Electron Storage Ring BESSY II
BESSY II generates bright light for researching energy and materials
BESSY II is a third-generation synchrotron radiation source that produces extremely bright X-ray light. Researchers from all over the world can use this light for their experiments. BESSY II is a universal tool for studying an endless variety of samples, for example solar cells, materials for solar hydrogen production and quantum materials. Proteins can be studied for the development of new medicines, and meteorites and archaeological finds can be investigated using the soft X-ray light from BESSY II.
BESSY II is THE soft X-ray synchrotron in Germany
With its focus on soft X-rays, BESSY II is unique in Germany. In this sense, the facility is the complement to PETRA III of DESY in Hamburg, which serves the hard X-ray spectrum.
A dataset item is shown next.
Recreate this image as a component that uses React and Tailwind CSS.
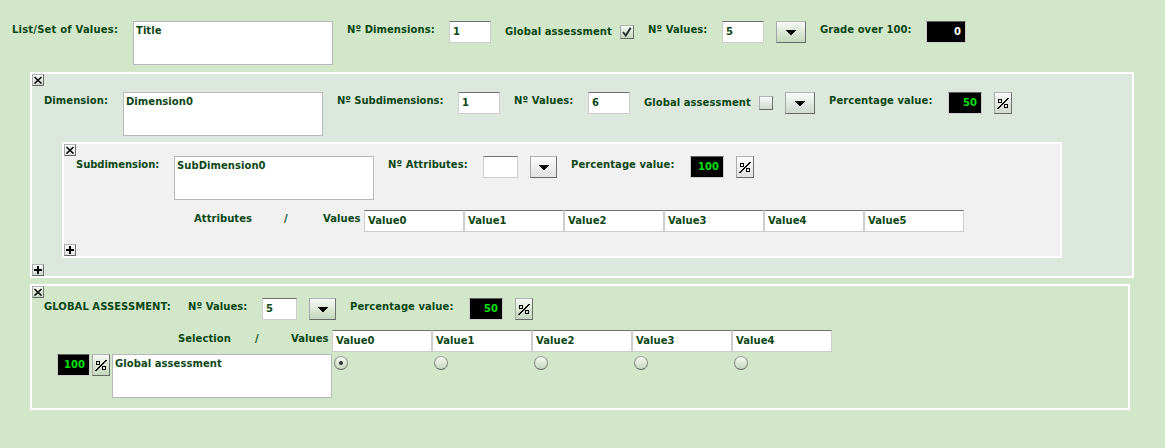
const Label = ({ children, className }) => (
  <span className={`shrink-0 whitespace-nowrap leading-[12px] ${className}`}>{children}</span>
);

const Area = ({ children, className }) => (
  <div className={`h-11 shrink-0 border border-[#b5b9b9] bg-white pl-[2px] pt-[3px] leading-[12px] ${className}`}>
    {children}
  </div>
);

const Field = ({ children, className }) => (
  <div
    className={`h-[22px] shrink-0 border border-[#cdcdcd] border-t-[#707070] bg-white pl-[3px] pt-[4px] leading-[12px] ${className}`}
  >
    {children}
  </div>
);

const Score = ({ children, className }) => (
  <div
    className={`h-[22px] shrink-0 border border-[#cdcdcd] border-t-[#606060] bg-black pr-1 pt-[4px] text-right leading-[12px] ${className}`}
  >
    {children}
  </div>
);

const bevel =
  "shrink-0 border border-t-[#b1b5b5] border-l-[#a5a9a9] border-r-[#6d716d] border-b-[#656965] bg-linear-to-b from-white/80 to-black/5";

const Drop = ({ className }) => (
  <button className={`flex h-[22px] items-center justify-center ${bevel} ${className}`}>
    <svg className="mt-px" width="10" height="5" viewBox="0 0 10 5" shapeRendering="crispEdges">
      <path d="M0 0H10V1H9V2H8V3H7V4H6V5H4V4H3V3H2V2H1V1H0Z" fill="#000" />
    </svg>
  </button>
);

const Percent = ({ className }) => (
  <button className={`flex h-[22px] w-[18px] items-center justify-center ${bevel} ${className}`}>
    <svg className="mt-[2px]" width="12" height="12" viewBox="0 0 12 12" fill="none" stroke="#000" shapeRendering="crispEdges">
      <path d="M0.5 11L11.5 0" strokeWidth="1.5" />
      <path d="M1.5 1.5H4.5V4.5H1.5ZM7.5 6.5H10.5V9.5H7.5Z" />
    </svg>
  </button>
);

const Small = ({ plus }) => (
  <button className={`flex h-3 w-3 items-center justify-center ${bevel}`}>
    {plus ? (
      <svg width="8" height="8" viewBox="0 0 8 8" fill="none" stroke="#000" shapeRendering="crispEdges">
        <path d="M4 0V8M0 4H8" strokeWidth="2" />
      </svg>
    ) : (
      <svg width="8" height="8" viewBox="0 0 8 8" fill="none" stroke="#000">
        <path d="M0.5 1L7.5 7.5M7.5 1L0.5 7.5" strokeWidth="1.5" />
      </svg>
    )}
  </button>
);

const Check = ({ checked }) => (
  <span className={`ml-[9px] mt-1 flex h-[14px] w-[14px] items-center justify-center ${bevel}`}>
    {checked && (
      <svg width="10" height="10" viewBox="0 0 10 10" fill="none" stroke="#293133" strokeWidth="2">
        <path d="M1 5L3.8 8.5L8.7 0.8" />
      </svg>
    )}
  </span>
);

const Radio = ({ checked }) => (
  <span className="mr-[86px] flex h-[14px] w-[14px] shrink-0 items-center justify-center rounded-full border border-t-[#a5aaa3] border-l-[#858a83] border-r-[#858a83] border-b-[#626760] bg-linear-to-b from-white/80 to-black/5">
    {checked && <span className="h-1 w-1 rounded-full bg-[#293133]" />}
  </span>
);

const Values = ({ count }) =>
  Array.from({ length: count }, (_, i) => (
    <Field key={i} className="w-[100px]">
      Value{i}
    </Field>
  ));

export default function App() {
  return (
    <main className="h-[448px] w-[1165px] overflow-hidden bg-[#d2e6c9] pt-[21px] font-['DejaVu_Sans',sans-serif] text-[10px] tracking-[0.06px] font-bold text-[#0b4715]">
      <div className="flex h-[51px] items-start pl-3">
        <Label className="mt-[3px] w-[121px] tracking-[0.2px]">List/Set of Values:</Label>
        <Area className="w-[200px]">Title</Area>
        <Label className="ml-[14px] mt-[3px] w-[102px]">Nº Dimensions:</Label>
        <Field className="w-[42px]">1</Field>
        <Label className="ml-[14px] mt-[5px] w-[106px]">Global assessment</Label>
        <Check checked />
        <Label className="ml-[14px] mt-[3px] w-[74px]">Nº Values:</Label>
        <Field className="w-[42px]">5</Field>
        <Drop className="ml-3 w-[30px]" />
        <Label className="ml-[14px] mt-[3px] w-[106px]">Grade over 100:</Label>
        <Score className="w-10 text-white">0</Score>
      </div>

      <section className="ml-[30px] h-[206px] w-[1104px] border-2 border-white bg-[#dde8dc]">
        <Small />
        <div className="mt-[6px] flex h-[50px] items-start pl-3">
          <Label className="mt-[3px] w-[79px]">Dimension:</Label>
          <Area className="w-[200px]">Dimension0</Area>
          <Label className="ml-[14px] mt-[3px] w-[121px] tracking-[-0.05px]">Nº Subdimensions:</Label>
          <Field className="w-[42px]">1</Field>
          <Label className="ml-[14px] mt-[3px] w-[74px]">Nº Values:</Label>
          <Field className="w-[42px]">6</Field>
          <Label className="ml-[14px] mt-[5px] w-[106px]">Global assessment</Label>
          <Check />
          <Drop className="ml-3 w-[30px]" />
          <Label className="ml-[14px] mt-[3px] w-[119px]">Percentage value:</Label>
          <Score className="w-[34px] text-[#00e010]">50</Score>
          <Percent className="ml-3" />
        </div>
        <section className="ml-[30px] h-[116px] w-[1000px] border-2 border-white bg-[#f1f1f1]">
          <Small />
          <div className="flex h-[54px] items-start pl-3">
            <Label className="mt-[3px] w-[98px] tracking-[-0.04px]">Subdimension:</Label>
            <Area className="w-[200px]">SubDimension0</Area>
            <Label className="ml-[14px] mt-[3px] w-[95px]">Nº Attributes:</Label>
            <Field className="w-[35px]" />
            <Drop className="ml-3 w-[27px]" />
            <Label className="ml-[14px] mt-[3px] w-[119px]">Percentage value:</Label>
            <Score className="w-[34px] text-[#00e010]">100</Score>
            <Percent className="ml-3" />
          </div>
          <div className="flex h-[34px] items-start pl-[130px]">
            <Label className="mt-[3px] w-[90px]">Attributes</Label>
            <Label className="mt-[3px] w-[39px]">/</Label>
            <Label className="mt-[3px] w-[41px]">Values</Label>
            <Values count={6} />
          </div>
          <Small plus />
        </section>
        <div className="mt-[6px]">
          <Small plus />
        </div>
      </section>

      <section className="ml-[30px] mt-[6px] h-[126px] w-[1100px] border-2 border-white">
        <Small />
        <div className="flex h-8 items-start pl-3">
          <Label className="mt-[3px] w-[144px]">GLOBAL ASSESSMENT:</Label>
          <Label className="mt-[3px] w-[74px]">Nº Values:</Label>
          <Field className="w-[35px]">5</Field>
          <Drop className="ml-3 w-[27px]" />
          <Label className="ml-[14px] mt-[3px] w-[119px]">Percentage value:</Label>
          <Score className="w-[34px] text-[#00e010]">50</Score>
          <Percent className="ml-3" />
        </div>
        <div className="flex h-6 items-start pl-[146px]">
          <Label className="mt-[3px] w-[77px]">Selection</Label>
          <Label className="mt-[3px] w-9">/</Label>
          <Label className="mt-[3px] w-[41px]">Values</Label>
          <Values count={5} />
        </div>
        <div className="flex items-start pl-[25px]">
          <Score className="w-[33px] text-[#00e010]">100</Score>
          <Percent className="ml-[2px]" />
          <Area className="ml-[2px] w-[220px]">Global assessment</Area>
          <div className="ml-[2px] mt-[2px] flex">
            {[0, 1, 2, 3, 4].map((i) => (
              <Radio key={i} checked={i === 0} />
            ))}
          </div>
        </div>
      </section>
    </main>
  );
}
More than 1400 guest researchers use BESSY II each year, and appreciate the high reliability and stability of the photon source. The users work on some 50 beamlines, each of which offers the latest methods in spectroscopy and microscopy. BESSY II has an outstanding international reputation for its method development.
Strong in partnership
HZB has strong partners engaged in the continual advancement of BESSY II. Strategic partners include the Max Planck Society, the Bundesanstalt für Materialforschung (BAM) and the Physikalisch-Technische Bundesanstalt (PTB) as well as many research groups at universities, all of whom are forever contributing new ideas.
Optimal conditions for time-resolved experiments
BESSY II furthermore offers extremely exciting possibilities for time-resolved experiments. With the development of low-alpha mode, researchers can study materials with very short light pulses (2 picoseconds). The femtoslicing source at BESSY II is the most successful of its kind in the world. Currently, HZB is using this long-standing experience in time-resolved experimentation to accomplish a worldwide unique upgrade of BESSY II.
BESSY VSR: Short and long light pulses
By 2023, BESSY II will have been upgraded into a variable pulse length storage ring. In future, for each experiment, researchers will be able to choose between short light pulses (1.5 picoseconds) and longer light pulses (15 picoseconds) – without any loss in light intensity. That does not exist at any other synchrotron source in the world.